Primary Trading Scenario

  • Bias: Bearish - Technical downtrend aligns with fundamental expectations for a steady BoC and a Fed unable to deliver hawkish surprises.
  • Trigger/Entry: 1.3550 on a sustained break below the 1.3555 support, catalyzed by a neutral-to-hawkish BoC stance and a non-hawkish FOMC outcome.
  • Stop-Loss: 1.3610 placed above the H1 EMA20 resistance, a level that would invalidate the immediate breakdown momentum.
  • Profit Targets:
    • Target 1: 1.3505 - The major psychological 1.3500 level, representing the next key liquidity zone and a projected daily target.
    • Target 2: 1.3450 - Approaching the static historical support at 1.3440, a logical extension of the bearish trend.
  • Session Context: Optimal execution during the New York session, after the initial market reaction to the FOMC press conference has subsided.

Alternative Market Scenario

  • Invalidation: The primary bearish scenario is invalidated by a clear break above 1.3595, likely driven by an unexpectedly dovish BoC or a decisively hawkish Fed shift.
  • Bias: Corrective Rally - A short-squeeze driven by a fundamental catalyst contradicting the dominant bearish narrative.
  • Trigger/Entry: 1.3615 on a clear break above H1 resistance, confirming a shift in intraday momentum.
  • Stop-Loss: 1.3550 placed below the recent low to protect against a resumption of the downtrend.
  • Profit Targets:
    • Target 1: 1.3680 - Initial resistance near the H1 EMA50.
    • Target 2: 1.3740 - Target aligning with the major 1.3750 resistance and previous structure.
  • Session Context: This scenario is entirely event-dependent and would likely unfold during the volatile window following the BOC or FOMC releases.

Risk Management & Catalyst Analysis

Trade Risk Assessment

The confluence quality for the bearish scenario is medium; while technicals are strongly aligned, extreme oversold conditions and the "double-header" central bank risk create a high probability of whipsaw price action.

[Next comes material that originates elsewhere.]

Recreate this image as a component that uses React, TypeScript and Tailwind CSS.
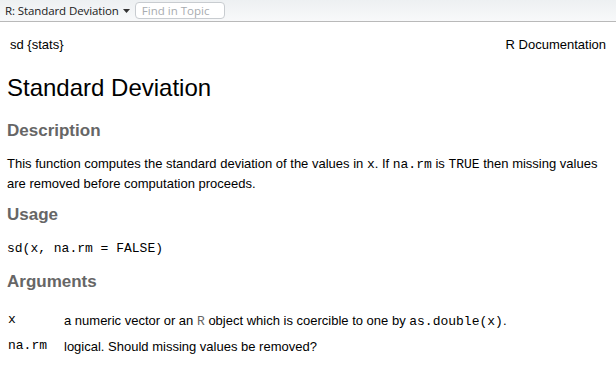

Fundamental event sensitivity is extreme. Intraday-specific risks include thinning liquidity around the 14:45 and 19:00 UTC announcements. A prudent stop-loss protocol mandates using a minimum of 2x the Average True Range for any positions held through the news, and reducing position sizes by at least 50% to account for the elevated volatility and unpredictable price jumps.

Economic Calendar & Event Impact

The upcoming economic calendar is dominated by high-impact events that will determine USD/CAD's trajectory. The central bank decisions today are the primary catalysts, with subsequent data providing confirmation or reversal signals.

  • CA BOC Monetary Policy Report (Today, 14:45 UTC): High Impact - The assessment of economic risks and inflation outlook will drive CAD volatility more than the rate hold itself.
  • CA BOC Rate Statement (Today, 14:45 UTC): High Impact - Language regarding future policy flexibility is key; any hint of a hiking bias would accelerate CAD gains.
  • CA Overnight Rate (Today, 14:45 UTC): Forecast 2.25%, Previous 2.25% - High Impact - The hold is expected, making the accompanying communication critical.
  • CA BOC Press Conference (Today, 15:30 UTC): High Impact - Governor Macklem's answers on inflation and growth will define the medium-term CAD narrative.
  • US Federal Funds Rate (Today, 19:00 UTC): Forecast 3.75%, Previous 3.75% - High Impact - A hold is priced in; the focus is on the statement's tone.
  • US FOMC Statement (Today, 19:00 UTC): High Impact - The primary USD driver for the day; dovish hints would pressure USD/CAD lower.
  • US FOMC Press Conference (Today, 19:30 UTC): High Impact - Chair Powell's commentary on the economic outlook and policy path will trigger significant volatility.
  • US Unemployment Claims (Tomorrow, 13:30 UTC): Forecast 206K, Previous 200K - High Impact - Key labor market data that will test the post-FOMC USD move.
  • CA GDP m/m (January 30, 13:30 UTC): Forecast 0.1%, Previous -0.3% - High Impact - Critical for validating the BoC's economic assessment; a beat could fuel further CAD strength.
  • US Core PPI m/m (January 30, 13:30 UTC): Forecast 0.2%, Previous 0.0% - High Impact - An important input for US inflation trends and Fed policy expectations.
  • US PPI m/m (January 30, 13:30 UTC): Forecast 0.2%, Previous 0.2% - High Impact - Broad producer price data contributing to the inflation picture.

Synthesized Market Outlook

The synthesized outlook for USD/CAD is bearish, with technical structure and fundamental drivers aligned to favor further downside. The path, however, will be dictated by the nuances of today's central bank communications. A steady BoC and a Fed unable to sound hawkish will likely see the pair break below 1.3555 and target 1.3500. The primary risk to this view is a hawkish Fed surprise triggering a sharp but likely corrective USD rebound. Traders should monitor the 1.3595 resistance and 1.3555 support as immediate barometers for post-news direction. The bearish trend is established, but its immediate continuation hinges on fundamental catalysts validating the technical breakdown.